When I recently reviewed the Kamen Rider Fourze movie, I noticed that one of its biggest appeals is that it let me revisit a series I really enjoyed with minimal baggage and maximum enjoyment. In that way, the Smile PreCure! movie has much of the same appeal. Smile PreCure! The Movie: Big Mismatch in a Picture Book! lets you return to the Smile world that has characters you love for one last ride while still having everything you enjoyed about the original.

Unless you just watched the original for Majorina Time or as fodder for your Wolfrun fan-fics. In that case, you should just be ashamed of yourself.

In fact, the movies have a lot of similarities when push comes to shove. They are both based on extremely long running franchises that have variable quality and mass market appeal. They are both fairly goofy iterations of their respective series with an emphasis on having a good time over drama. Both movies are self-contained stories inside a larger and more complex plot. They both take place near the end of the series so they let the cast use most of their high level powers but just early enough that none of the end game events of the series’ climax have started taking place. Both of them also have the old gaiden trap of being important enough that SOMEONE should have mentioned the events of the movie sometime during the TV series but don’t because that is how self-contained side stories work.

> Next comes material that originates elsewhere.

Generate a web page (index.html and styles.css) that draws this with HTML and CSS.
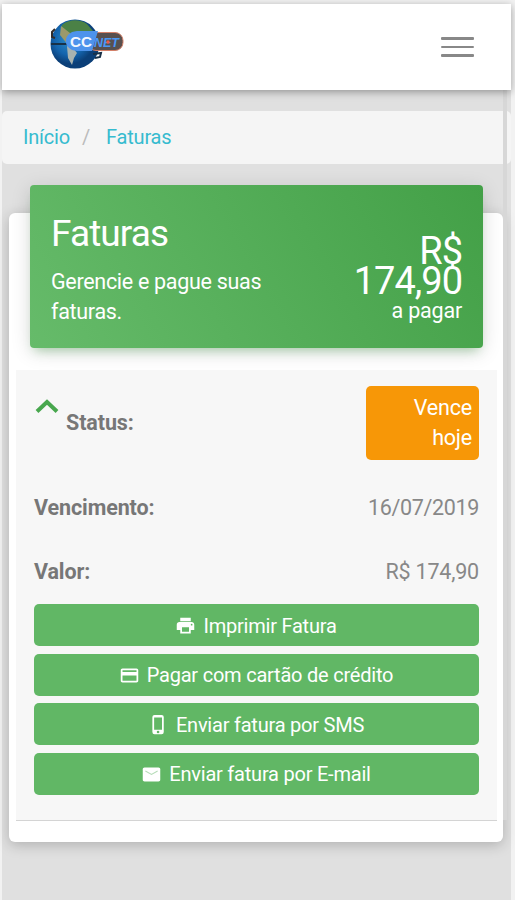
FILE: index.html
```html
<!DOCTYPE html>
<html lang="pt-br">
<head>
    <meta charset="UTF-8">
    <meta name="viewport" content="width=device-width, initial-scale=1.0">
    <title>Faturas</title>
    <link rel="stylesheet" href="styles.css">
</head>
<body>
    <div class="page">
        <nav class="navbar">
            <svg class="logo" width="84" height="56" viewBox="0 0 84 56">
                <defs>
                    <radialGradient id="globe" cx="40%" cy="40%">
                        <stop offset="0" stop-color="#2f8fc9"/>
                        <stop offset=".65" stop-color="#1464ad"/>
                        <stop offset="1" stop-color="#0b3f78"/>
                    </radialGradient>
                </defs>
                <circle cx="32" cy="30" r="24.500" fill="url(#globe)"/>
                <path d="M19 11c7-6 18-6 25-1l6 7-8 3-6 1-5 5-7-3-6-5z" fill="#4b8146"/>
                <path d="M18 12l9 7 2 7-4 5-8-10z" fill="#9b996b"/>
                <path d="M24 32l6 2 4 5-3 5-2 7-4-7z" fill="#a9b3b0"/>
                <path d="M12 15l-3 3v5l3 1" fill="none" stroke="#332d2b" stroke-width="2"/>
                <path d="M8 30h20M50 40l8-1-1 4-5 1" fill="none" stroke="#183148" stroke-width="2"/>
                <rect x="45" y="18.500" width="35" height="18" rx="8" fill="#58504f" stroke="#d48068"/>
                <path d="M34 17h21l-6 20H34c-15-1-15-19 0-20z" fill="#4d93ec"/>
                <text x="27" y="33" class="logo-cc" textLength="22" lengthAdjust="spacingAndGlyphs">CC</text>
                <text x="51" y="33" class="logo-net" textLength="25" lengthAdjust="spacingAndGlyphs">NET</text>
                <circle cx="65" cy="28" r="1.700" fill="#ee5d48"/>
            </svg>
            <div class="menu-toggle">
                <span></span>
                <span></span>
                <span></span>
            </div>
        </nav>

        <div class="breadcrumb">
            <a>Início</a>
            <span class="separator">/</span>
            <a>Faturas</a>
        </div>

        <div class="card">
            <div class="card-header">
                <div class="header-info">
                    <h4>Faturas</h4>
                    <p>Gerencie e pague suas faturas.</p>
                </div>
                <div class="header-total">
                    <div class="total">R$ 174,90</div>
                    <p>a pagar</p>
                </div>
            </div>

            <div class="invoice">
                <div class="row row-status">
                    <svg class="arrow" width="25" height="18" viewBox="0 0 25 18">
                        <path d="M3 14.500L13 5l10 9.500" fill="none" stroke="#48a74e" stroke-width="4"/>
                    </svg>
                    <strong>Status:</strong>
                    <span class="badge">Vence hoje</span>
                </div>
                <div class="row">
                    <strong>Vencimento:</strong>
                    <span class="value date">16/07/2019</span>
                </div>
                <div class="row">
                    <strong>Valor:</strong>
                    <span class="value">R$ 174,90</span>
                </div>
                <div class="buttons">
                    <a class="btn">
                        <svg width="21" height="21" viewBox="0 0 24 24"><path d="M19 8H5c-1.660 0-3 1.340-3 3v6h4v4h12v-4h4v-6c0-1.660-1.340-3-3-3zm-3 11H8v-5h8v5zm3-7a1 1 0 1 1 0-2 1 1 0 0 1 0 2zM18 3H6v4h12z"/></svg>
                        <span>Imprimir Fatura</span>
                    </a>
                    <a class="btn">
                        <svg width="21" height="21" viewBox="0 0 24 24"><path d="M20 4H4c-1.110 0-2 .890-2 2v12c0 1.110.890 2 2 2h16c1.110 0 2-.890 2-2V6c0-1.110-.890-2-2-2zm0 14H4v-6h16zm0-10H4V6h16z"/></svg>
                        <span>Pagar com cartão de crédito</span>
                    </a>
                    <a class="btn">
                        <svg width="21" height="21" viewBox="0 0 24 24"><path d="M15.500 1h-8A2.500 2.500 0 0 0 5 3.500v17A2.500 2.500 0 0 0 7.500 23h8a2.500 2.500 0 0 0 2.500-2.500v-17A2.500 2.500 0 0 0 15.500 1zm-4 21a1.500 1.500 0 1 1 0-3 1.500 1.500 0 0 1 0 3zm4.500-4H7V4h9z"/></svg>
                        <span>Enviar fatura por SMS</span>
                    </a>
                    <a class="btn">
                        <svg width="21" height="21" viewBox="0 0 24 24"><path d="M20 4H4c-1.100 0-2 .900-2 2v12c0 1.100.900 2 2 2h16c1.100 0 2-.900 2-2V6c0-1.100-.900-2-2-2z"/><path d="M5 8l7 4 7-4" fill="none" stroke="#b5dcb7" stroke-width="1.200"/></svg>
                        <span>Enviar fatura por E-mail</span>
                    </a>
                </div>
            </div>
        </div>
        <div class="scroll-line"></div>
    </div>
</body>
</html>
```

FILE: styles.css
```css
* {
    box-sizing: border-box;
}
body {
    margin: 0;
    height: 900px;
    padding: 4px 4px 0 2px;
    background-color: #f2f2f2;
    font-family: Roboto, sans-serif;
    font-size: 21.5px;
    line-height: 30px;
    color: #777;
    overflow: hidden;
}
h4, p {
    margin: 0;
}
.page {
    position: relative;
    height: 896px;
    background-color: #e0e0e0;
}
.navbar {
    position: relative;
    z-index: 2;
    display: flex;
    justify-content: space-between;
    align-items: center;
    height: 86px;
    padding: 0 37px 0 41px;
    background-color: #fff;
    box-shadow: 0 2px 8px rgba(0, 0, 0, 0.35);
}
.logo {
    margin-top: -10px;
}
.logo-cc {
    font: bold 15px "Liberation Sans", sans-serif;
    fill: #f2f7ff;
}
.logo-net {
    font: italic bold 13px "Liberation Sans", sans-serif;
    fill: #4a98f7;
}
.menu-toggle {
    display: flex;
    flex-direction: column;
    gap: 6px;
    width: 33px;
}
.menu-toggle span {
    height: 2.500px;
    border-radius: 1px;
    background-color: #888;
}
.breadcrumb {
    display: flex;
    align-items: center;
    height: 53px;
    margin-top: 21px;
    padding: 0 21px 2px;
    border-radius: 5px;
    background-color: #f5f5f5;
    font-size: 20px;
    letter-spacing: -0.2px;
}
.breadcrumb a {
    color: #36bbcf;
}
.separator {
    margin: 0 16px 0 12px;
    color: #bbb;
}
.card {
    width: 494px;
    height: 629px;
    margin: 49px 0 0 7px;
    padding: 0 6px 0 7px;
    border-radius: 6px;
    background-color: #fff;
    box-shadow: 0 3px 14px rgba(0, 0, 0, 0.22);
}
.card-header {
    position: relative;
    top: -28px;
    display: flex;
    justify-content: space-between;
    width: 453px;
    height: 163px;
    margin-left: 14px;
    padding: 31px 21px 0;
    border-radius: 4px;
    background: linear-gradient(60deg, #66bb6a, #43a047);
    box-shadow: 0 4px 20px rgba(0, 0, 0, 0.14), 0 7px 10px -5px rgba(76, 175, 80, 0.4);
    color: #fff;
}
.header-info {
    width: 240px;
    letter-spacing: -0.3px;
}
.card-header h4 {
    margin-bottom: 15px;
    font-size: 37px;
    font-weight: 400;
    line-height: 36px;
    letter-spacing: -0.9px;
}
.header-total {
    width: 110px;
    padding-top: 20px;
    letter-spacing: -0.2px;
    text-align: right;
}
.total {
    font-size: 38px;
    font-weight: 400;
    line-height: 30px;
    letter-spacing: -1px;
}
.invoice {
    height: 451px;
    margin-top: -6px;
    padding: 16px 18px 0;
    border-bottom: 1px solid #d4d4d4;
    background-color: #f7f7f7;
}
.row {
    display: flex;
    justify-content: space-between;
    align-items: center;
    height: 64px;
}
.row strong {
    font-weight: 700;
    letter-spacing: -0.1px;
}
.row-status {
    align-items: flex-start;
    height: 90px;
}
.row-status strong {
    margin: 22px auto 0 7px;
}
.arrow {
    margin-top: 11px;
}
.badge {
    width: 113px;
    height: 74px;
    padding: 7px 7px 0 35px;
    border-radius: 5px;
    background-color: #f79707;
    color: #fff;
    letter-spacing: -0.2px;
    text-align: right;
}
.value {
    color: #888;
    letter-spacing: -0.2px;
}
.date {
    letter-spacing: -0.35px;
}
.buttons {
    display: flex;
    flex-direction: column;
    gap: 7.500px;
}
.btn {
    display: flex;
    justify-content: center;
    align-items: center;
    gap: 7px;
    height: 42px;
    padding: 1px 1px 0 0;
    border-radius: 5px;
    background-color: #61b765;
    color: #fff;
    font-size: 20px;
    letter-spacing: -0.22px;
}
.btn svg {
    fill: #fff;
}
/* thin shade beside the content column */
.scroll-line {
    position: absolute;
    top: 86px;
    right: 4px;
    width: 4px;
    height: 730px;
    background-color: #d7d7d7;
}
```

But most of all they are fun little stories that can be watched inline with the TV series as a long episode or after the TV series as a refreshing sorbet to complement the main course that is the main story.

I found the Smile PreCure! TV series to be a charming, feel-good show that brightened up my week. So, for the life of me I can’t imagine why I sat so long on this movie without watching it. Happily, it follows in the “everyone is hanging out and having a good time”-formula of the show.

Smile PreCure! The Movie: Big Mismatch in a Picture Book! This also happens to be the first PreCure! movie I’ve watched despite there being at least two for every year in recent memory. I had no idea there was an audience participation portion either!